三维视觉手册：数据、学习范式与应用

摘要

3D视觉技术正快速演进，其驱动力源自日益多元化的数据表征、学习范式与建模策略。然而，该领域仍因表征体系与基准测试的碎片化而难以构建关于效率、保真度及可扩展性的统一视角。本文提出一种以数据为中心的3D视觉分类体系，将几何表征、数据集、学习框架与应用场景整合在同一概念图谱中。我们首先剖析3D数据的主要结构表征——点云、网格、体素与3D高斯体——及其采集流程。继而探讨数据集设计、基准构建与监督范式如何推动近期进展，涵盖2D监督的3D学习、隐式神经表征与4D世界建模。通过这种整合性视角，我们厘清表征体系、学习范式与下游任务（如重建、生成与视频建模）之间的关联，为平衡效率与保真度、构建多模态几何基元的新兴趋势提供统合性认知。

English

3D vision has rapidly evolved, driven by increasingly diverse data representations, learning paradigms, and modeling strategies. Yet the field remains fragmented across representations and benchmarks, making it difficult to develop unified perspectives on efficiency, fidelity, and scalability. This work provides a data-centric taxonomy of 3D vision that connects geometric representations, datasets, learning frameworks, and applications within a single conceptual map. We begin by analysing the principal structural representations of 3D data--point clouds, meshes, voxels, and 3D Gaussians--along with their acquisition pipelines.
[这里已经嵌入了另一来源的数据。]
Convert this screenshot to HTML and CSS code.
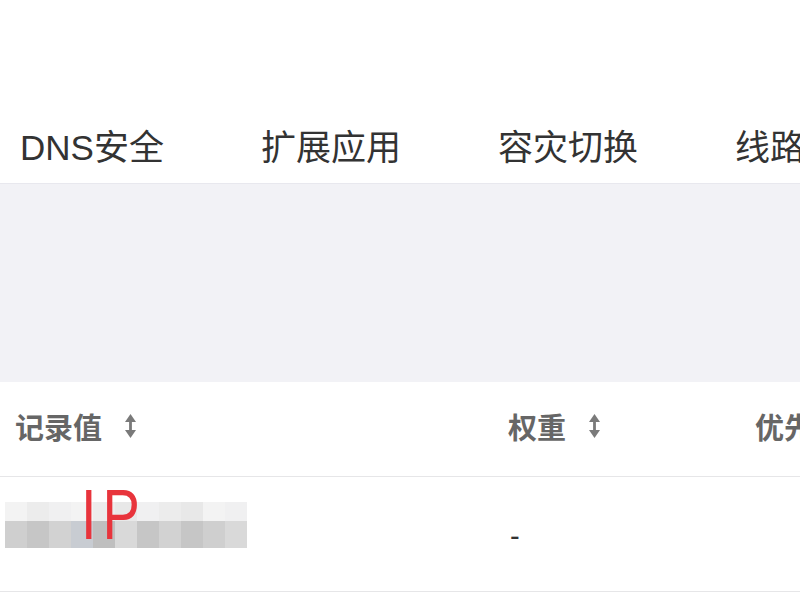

We then examine how dataset design, benchmark construction, and supervision regimes shape recent advances, spanning 2D-supervised 3D learning, implicit neural representations, and 4D world modeling. Through this integrative lens, we clarify the relationships among representations, learning paradigms, and downstream tasks in reconstruction, generation, and video modeling, offering a consolidated view of emerging trends toward balancing efficiency and fidelity and toward multimodal geometric grounding.